SUPPLIED DATA |
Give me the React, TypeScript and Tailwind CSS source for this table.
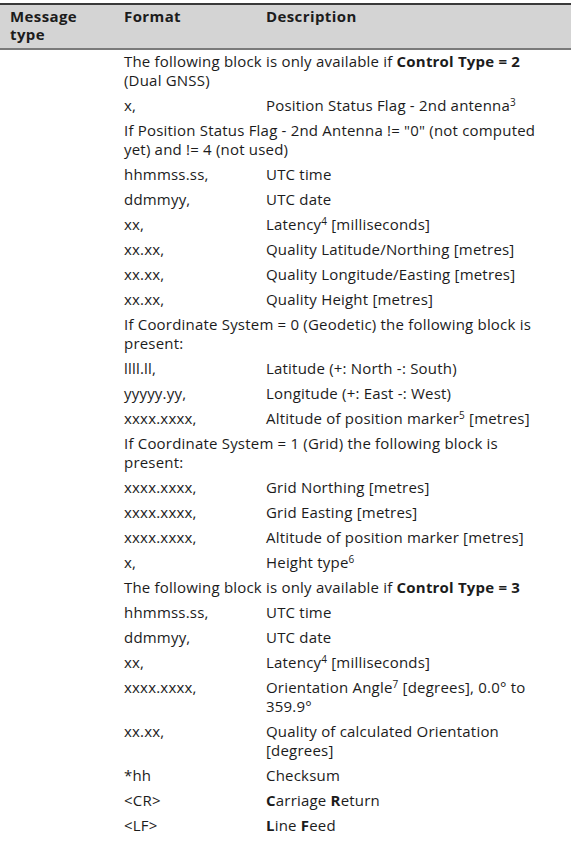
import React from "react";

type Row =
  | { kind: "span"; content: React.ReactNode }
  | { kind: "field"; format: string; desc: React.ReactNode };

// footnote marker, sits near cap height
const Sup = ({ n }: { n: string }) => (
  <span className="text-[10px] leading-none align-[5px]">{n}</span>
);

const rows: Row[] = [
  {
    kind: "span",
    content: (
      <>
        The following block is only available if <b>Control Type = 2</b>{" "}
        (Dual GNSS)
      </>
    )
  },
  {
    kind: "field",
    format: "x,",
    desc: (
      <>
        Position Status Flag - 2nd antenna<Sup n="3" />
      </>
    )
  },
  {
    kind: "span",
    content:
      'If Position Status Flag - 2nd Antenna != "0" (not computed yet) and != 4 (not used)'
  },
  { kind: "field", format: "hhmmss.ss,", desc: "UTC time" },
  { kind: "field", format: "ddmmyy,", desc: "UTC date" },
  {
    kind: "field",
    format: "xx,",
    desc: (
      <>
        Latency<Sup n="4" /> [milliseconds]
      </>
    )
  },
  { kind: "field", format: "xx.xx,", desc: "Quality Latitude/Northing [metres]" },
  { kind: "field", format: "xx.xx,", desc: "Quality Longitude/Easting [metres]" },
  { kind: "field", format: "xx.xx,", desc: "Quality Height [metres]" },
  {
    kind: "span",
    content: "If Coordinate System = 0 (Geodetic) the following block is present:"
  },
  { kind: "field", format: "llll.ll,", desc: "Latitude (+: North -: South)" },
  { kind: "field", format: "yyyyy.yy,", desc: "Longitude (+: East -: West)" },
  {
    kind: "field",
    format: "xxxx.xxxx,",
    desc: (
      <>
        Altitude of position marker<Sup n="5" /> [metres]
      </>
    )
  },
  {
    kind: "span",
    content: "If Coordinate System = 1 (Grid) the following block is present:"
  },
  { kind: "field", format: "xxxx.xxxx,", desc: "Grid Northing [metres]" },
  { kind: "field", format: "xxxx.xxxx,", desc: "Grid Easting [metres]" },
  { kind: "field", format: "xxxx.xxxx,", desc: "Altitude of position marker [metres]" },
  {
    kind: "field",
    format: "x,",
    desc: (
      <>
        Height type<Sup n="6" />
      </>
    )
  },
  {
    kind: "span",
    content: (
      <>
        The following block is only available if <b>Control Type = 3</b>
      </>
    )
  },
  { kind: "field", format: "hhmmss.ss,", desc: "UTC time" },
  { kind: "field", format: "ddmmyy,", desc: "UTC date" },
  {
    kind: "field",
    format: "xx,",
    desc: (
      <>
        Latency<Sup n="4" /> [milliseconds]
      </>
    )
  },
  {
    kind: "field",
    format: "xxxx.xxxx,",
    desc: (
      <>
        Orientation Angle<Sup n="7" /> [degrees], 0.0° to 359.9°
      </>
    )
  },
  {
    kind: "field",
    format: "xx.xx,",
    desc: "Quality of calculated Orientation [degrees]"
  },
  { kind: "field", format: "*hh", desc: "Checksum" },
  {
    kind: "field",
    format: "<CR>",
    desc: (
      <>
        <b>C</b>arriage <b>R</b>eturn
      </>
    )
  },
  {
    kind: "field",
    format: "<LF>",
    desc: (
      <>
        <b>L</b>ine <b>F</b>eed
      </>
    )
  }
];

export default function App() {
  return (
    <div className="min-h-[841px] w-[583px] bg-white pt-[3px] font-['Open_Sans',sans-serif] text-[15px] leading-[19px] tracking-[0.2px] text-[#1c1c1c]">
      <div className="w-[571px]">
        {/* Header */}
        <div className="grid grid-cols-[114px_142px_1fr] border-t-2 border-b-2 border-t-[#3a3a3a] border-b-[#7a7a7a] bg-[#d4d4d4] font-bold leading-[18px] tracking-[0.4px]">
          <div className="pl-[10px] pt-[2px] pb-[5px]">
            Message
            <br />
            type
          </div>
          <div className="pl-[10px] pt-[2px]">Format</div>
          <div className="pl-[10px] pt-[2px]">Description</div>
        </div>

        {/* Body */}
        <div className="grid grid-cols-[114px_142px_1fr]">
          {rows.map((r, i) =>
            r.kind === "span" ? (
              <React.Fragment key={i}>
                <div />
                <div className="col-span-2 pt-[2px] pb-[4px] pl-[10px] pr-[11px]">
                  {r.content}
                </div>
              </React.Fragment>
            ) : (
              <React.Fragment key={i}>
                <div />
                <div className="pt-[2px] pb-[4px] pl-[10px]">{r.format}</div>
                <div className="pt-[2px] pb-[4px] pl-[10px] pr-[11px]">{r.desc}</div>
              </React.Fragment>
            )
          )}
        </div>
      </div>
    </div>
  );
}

DO THIS |
Quote the data exactly, leaving every image out of the copy.

EXERCISE OUTPUT |
Give me the React, TypeScript and Tailwind CSS source for this table.
import React from "react";

type Row =
  | { kind: "span"; content: React.ReactNode }
  | { kind: "field"; format: string; desc: React.ReactNode };

// footnote marker, sits near cap height
const Sup = ({ n }: { n: string }) => (
  <span className="text-[10px] leading-none align-[5px]">{n}</span>
);

const rows: Row[] = [
  {
    kind: "span",
    content: (
      <>
        The following block is only available if <b>Control Type = 2</b>{" "}
        (Dual GNSS)
      </>
    )
  },
  {
    kind: "field",
    format: "x,",
    desc: (
      <>
        Position Status Flag - 2nd antenna<Sup n="3" />
      </>
    )
  },
  {
    kind: "span",
    content:
      'If Position Status Flag - 2nd Antenna != "0" (not computed yet) and != 4 (not used)'
  },
  { kind: "field", format: "hhmmss.ss,", desc: "UTC time" },
  { kind: "field", format: "ddmmyy,", desc: "UTC date" },
  {
    kind: "field",
    format: "xx,",
    desc: (
      <>
        Latency<Sup n="4" /> [milliseconds]
      </>
    )
  },
  { kind: "field", format: "xx.xx,", desc: "Quality Latitude/Northing [metres]" },
  { kind: "field", format: "xx.xx,", desc: "Quality Longitude/Easting [metres]" },
  { kind: "field", format: "xx.xx,", desc: "Quality Height [metres]" },
  {
    kind: "span",
    content: "If Coordinate System = 0 (Geodetic) the following block is present:"
  },
  { kind: "field", format: "llll.ll,", desc: "Latitude (+: North -: South)" },
  { kind: "field", format: "yyyyy.yy,", desc: "Longitude (+: East -: West)" },
  {
    kind: "field",
    format: "xxxx.xxxx,",
    desc: (
      <>
        Altitude of position marker<Sup n="5" /> [metres]
      </>
    )
  },
  {
    kind: "span",
    content: "If Coordinate System = 1 (Grid) the following block is present:"
  },
  { kind: "field", format: "xxxx.xxxx,", desc: "Grid Northing [metres]" },
  { kind: "field", format: "xxxx.xxxx,", desc: "Grid Easting [metres]" },
  { kind: "field", format: "xxxx.xxxx,", desc: "Altitude of position marker [metres]" },
  {
    kind: "field",
    format: "x,",
    desc: (
      <>
        Height type<Sup n="6" />
      </>
    )
  },
  {
    kind: "span",
    content: (
      <>
        The following block is only available if <b>Control Type = 3</b>
      </>
    )
  },
  { kind: "field", format: "hhmmss.ss,", desc: "UTC time" },
  { kind: "field", format: "ddmmyy,", desc: "UTC date" },
  {
    kind: "field",
    format: "xx,",
    desc: (
      <>
        Latency<Sup n="4" /> [milliseconds]
      </>
    )
  },
  {
    kind: "field",
    format: "xxxx.xxxx,",
    desc: (
      <>
        Orientation Angle<Sup n="7" /> [degrees], 0.0° to 359.9°
      </>
    )
  },
  {
    kind: "field",
    format: "xx.xx,",
    desc: "Quality of calculated Orientation [degrees]"
  },
  { kind: "field", format: "*hh", desc: "Checksum" },
  {
    kind: "field",
    format: "<CR>",
    desc: (
      <>
        <b>C</b>arriage <b>R</b>eturn
      </>
    )
  },
  {
    kind: "field",
    format: "<LF>",
    desc: (
      <>
        <b>L</b>ine <b>F</b>eed
      </>
    )
  }
];

export default function App() {
  return (
    <div className="min-h-[841px] w-[583px] bg-white pt-[3px] font-['Open_Sans',sans-serif] text-[15px] leading-[19px] tracking-[0.2px] text-[#1c1c1c]">
      <div className="w-[571px]">
        {/* Header */}
        <div className="grid grid-cols-[114px_142px_1fr] border-t-2 border-b-2 border-t-[#3a3a3a] border-b-[#7a7a7a] bg-[#d4d4d4] font-bold leading-[18px] tracking-[0.4px]">
          <div className="pl-[10px] pt-[2px] pb-[5px]">
            Message
            <br />
            type
          </div>
          <div className="pl-[10px] pt-[2px]">Format</div>
          <div className="pl-[10px] pt-[2px]">Description</div>
        </div>

        {/* Body */}
        <div className="grid grid-cols-[114px_142px_1fr]">
          {rows.map((r, i) =>
            r.kind === "span" ? (
              <React.Fragment key={i}>
                <div />
                <div className="col-span-2 pt-[2px] pb-[4px] pl-[10px] pr-[11px]">
                  {r.content}
                </div>
              </React.Fragment>
            ) : (
              <React.Fragment key={i}>
                <div />
                <div className="pt-[2px] pb-[4px] pl-[10px]">{r.format}</div>
                <div className="pt-[2px] pb-[4px] pl-[10px] pr-[11px]">{r.desc}</div>
              </React.Fragment>
            )
          )}
        </div>
      </div>
    </div>
  );
}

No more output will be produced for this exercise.